Of the record 8,468 entries for next week's U.S. Open, one came
from a 13-year-old boy in Kansas and another from a 70-year-old
retired club pro on Long Island, proving that age is irrelevant
if your dream is to play in the national championship. All that
matters is that you're good enough.

On May 13 PGA Tour rules official Vaughn Moise reaffirmed that,
at 54, he's still good enough, a discovery that was as
satisfying as it was reassuring. That was the day he shot a
three-under-par 69 in a local qualifier--a round that eliminates
90% of the entries--at Cowboys Golf Club in Grapevine, Texas, to
advance to sectional qualifying on June 4. So Moise is 36 holes
from showing up at Bethpage Black as a player rather than as an
official. "I've got to be honest, that would be pretty special
at my age," he says.

Moise, though, knows there's a fine line between a dream and a
nightmare. He played in the Open once before, in 1983 at Oakmont
(Pa.) Country Club. That year the USGA made the course nastier
than punk rock. He was 35 then, working in the oil business, and
way out of his comfort zone.

"Oakmont has this big, 36-hole putting green, and it was really
fast," Moise says. "Of course it was fast--it was Oakmont. I
took three balls to the green and tossed them down. When I
dropped them, they hit each other. One rolled 50 feet away into
the rough, and I lost it. Really, I never found it. Another one
rolled down and hit Tom Weiskopf's foot while he was putting. I
was too embarrassed to get it, so I putted with the one ball for
a while and then got out of there."

Later, back on the practice green, Moise glimpsed a ball slowly
trundling up to a nearby cup. He watched the ball curl around
the hole and stop. "It was about a perfect putt," Moise says.
"Then Jack Nicklaus walked up after it, and I heard him tell
somebody he thought the greens were slow. Slow! I couldn't keep
a 10-footer from going halfway to Cleveland."
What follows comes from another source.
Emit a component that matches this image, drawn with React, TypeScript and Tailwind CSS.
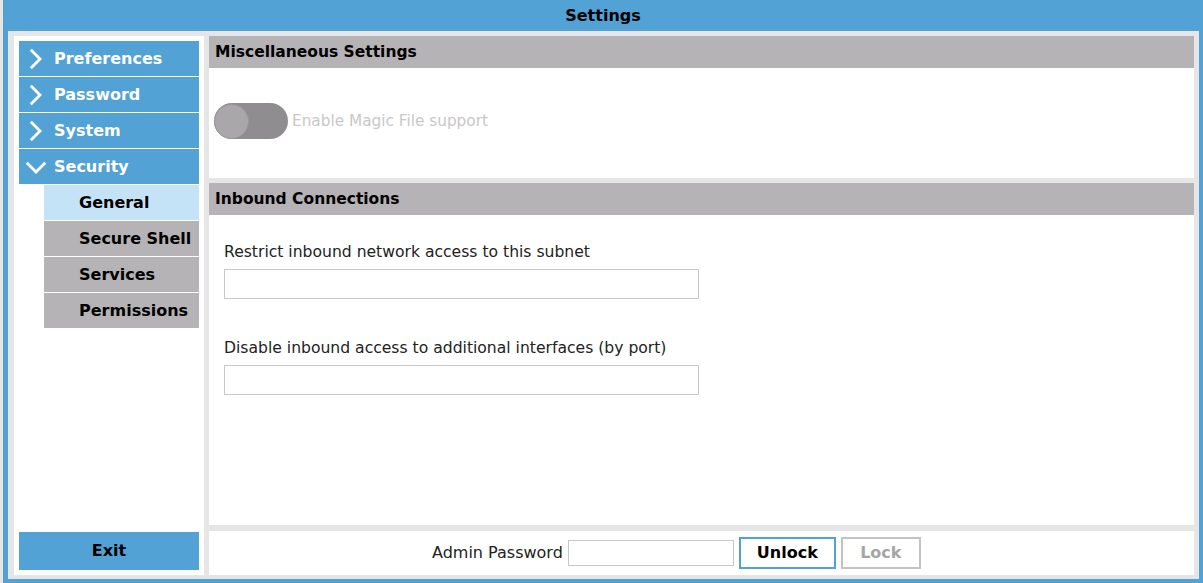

Moise's first-round tee time was 3:33 p.m. In his group that day
and the next were Rick Smith, then an assistant pro at Scioto
Country Club in Columbus, Ohio, and now a swing coach for
numerous Tour pros, and Steve Moreland, a club pro from Tracy,
Calif. Says Smith, "We waited around all day and were nervous;
then [Moreland] started shanking shots. He was so tight he
couldn't release the club. He shanked full shots, iron shots,
chips--you name it--one after another, all the way around.
Vaughn came up to me and said, 'Rick, I can't look anymore.'
About the 13th hole I told Vaughn, 'I feel for the guy, but I
just made a double, and now I'm feeling for me.' When I see
Vaughn, we still chuckle about it."

Moreland wound up shooting 87-83, Smith 83-82 and Moise 82-78,
missing the cut by a mile. Now, 19 years later, Moise may get a
second chance. First, though, he must do well in the
sectional--one of 12 held across the country--at Shadow Hawk, an
exclusive new club in Houston's southwestern suburbs notable for
its Rees Jones layout, celebrity member Roger Clemens and
proximity to Jester I, a minimum security substance abuse
treatment facility. The two low scorers in the 35-man field
there will advance to Bethpage.

Moise carried his own bag at Cowboys Golf Club. At Shadow Hawk,
Steve Timms, the executive director of the Houston Golf
Association and the tournament director of the Shell Houston
Open, was to caddie for him. Says Timms, "The thing Vaughn's
always had to work on is not getting down on himself. If
something bad happens early in a round, you may not hear a word
out of him until you're ordering beer in the locker room. That's
why we call him Marcel Marceau. He'll go silent on you."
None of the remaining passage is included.